We left Carlinville a few minutes after nine in the evening, and our first stop was Lincoln, NE—a seven hour trip without stops; but the drive took nine hours so we could stretch our legs and back. I’ve never traveled through northern Missouri, and as we drove closer to I-29 we saw quite a few blood stains on the road where semi-trailers hit deer. Travelling throughout Indiana, I saw my fair share of deer blood and remains on interstates and highways, but nowhere near the frequency I saw in Missouri that night. My wife and I were anxious, and we were on high deer alert. Except for the lights from the truck drivers making their run, we had nothing to check for roaming deer. Our nerves were frayed, and the shredded ends were as velcro keeping our eyelids open. Not until we saw the lamp posts of Highway 2 outside of Lincoln did we start to breathe easier; and we finally arrived to our hotel as the sun began to rise. We fell into our beds hollow, but grateful that we ended the first leg of our trip unharmed.

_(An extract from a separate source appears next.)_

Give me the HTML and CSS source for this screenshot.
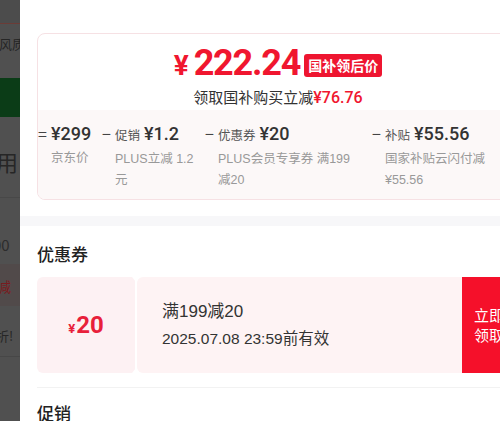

Lincoln, NE is a small city with over 200,000 people, and the streets are laid out as a grid so it’s next to impossible to get lost. Because of the size and layout most of the driving is in town, and access to I-80 becomes a slight hassle especially when there is construction. Ronnie and I woke up and ate a little food before we checked out of the hotel to begin the next leg of our trip to Riverton, WY—a ten and a half hour trip across the plains. After navigating out of the construction on 56th St, we got on I-80. Nebraska, outside of Lincoln, is quite flat, and the sky is overwhelming. There are hardly any trees to cover anyone from the watchful clouds and they silently move across the plains, and in the distance, sky and earth touch; however, as we drove further into Nebraska the landscape wasn’t so flat and eternal. Ronnie drove for the first couple hours, and we noticed the hills were rolling with green waves of crops and country houses. Watching the land from our speeding car, America seemed to unfold, flowing to the Pacific; but we were in the plains, and it was tornado season.

The sky before us was a bluish white with little clouds speckled throughout the horizon, but to our left, on I-80 East, the sky was dark and menacing. We saw white lightning streaking across the sky and ripping the air with its charge. We felt the wind pick up, rocking our rented SUV, and for the first time of my road-going, I felt fear. I’ve only read about tornadoes on the plains and looked at pictures of shattered houses and gutted farms. Living in Indiana, I’ve witnessed a few tornadoes, and living in Indy, there were plenty of places to take shelter. Ronnie experienced the same thing living in Bolingbrook, IL. She and her family were not far from Plainfield, and that area had been dubbed “Tornado Alley.” She lived in a suburb of Chicago, and, like me, had plenty of places to hide; but this was Nebraska. The only urban areas in that state are Omaha and Lincoln. There was no place to take shelter—not even a ditch, and the closest house was a mile away off the interstate. We had no idea what to do but keep driving and watch the sky. Thankfully, no funnel clouds formed and we let out a sigh of relief with all of Nebraska.

The drive from Lincoln, NE across the state to the Wyoming border is a five hour drive, and the drive is across Middle America. Until I went through Nebraska the longest, boring state I have driven through is Pennsylvania. The state is a straight, flat line of nothing until you get to the mountains separating you from the New York state border—a drawn out, uneventful bridge between the Midwest and the eastern seaboard.  The Midwest is as equally boring, but there is the added variety of going through different states in a couple hours. Driving from Indiana through Illinois on I-74 can be a dull drive, but the cities from Danville, IL to Peoria are forty-five minutes apart, and intervals of stopping and snacking soothes the numbed mind. Not so with I-70. The drive from Indy to Terre Haute is a little over an hour depending on the presence of the state police, but once you pass the Wabash River, Illinois becomes a dreary, three hour trek to St. Louis. Nebraska, though, is a different story.

After four hours of driving through nothing, Ronnie and I were hungry. Ronnie looked on the GPS to find any local places to eat, and discovered a Perkins in Sidney, NE. Perkins is familiar, and sitting down in a place Ronnie and I frequented in our respective cities took our mind off the road—we still had another six hours of driving. There isn’t much to Sidney except for a few restaurants and a Walmart, and the roads are in disrepair along with potholes in the parking lot; however, people were kind and not at all aloof towards us. As we were seated, Ronnie and I saw this Perkins had potato pancakes. She never had them, but I haven’t had any in years. My great-grandmother would cook them all the time when I lived in her home, and she had the recipe from her German in laws. I was given the option of ketchup or applesauce to put on my pancake, and I opted for the applesauce. Ketchup on a pancake did not appeal to me; but I love a good cake, and I insisted Ronnie should try them. “If you don’t like them, I’ll eat them, and you can order something else.” The cakes came out with the right balance of firm and fluffy, and I assumed the cooks came from some old school, German stock. We took a bite, and it took me back. The cakes were just like my great grandmother’s, and Ronnie liked hers as well. I prattled on to Ronnie about those warm childhood memories, and I told our waitress to praise the cooks because they knew their way around a proper potato pancake. We lingered for a bit longer, and after we paid for our food, Ronnie and I walked around with our cat before we got into the car. We were an hour from the Wyoming border, and sky was a ruddy purple as the sun began to set.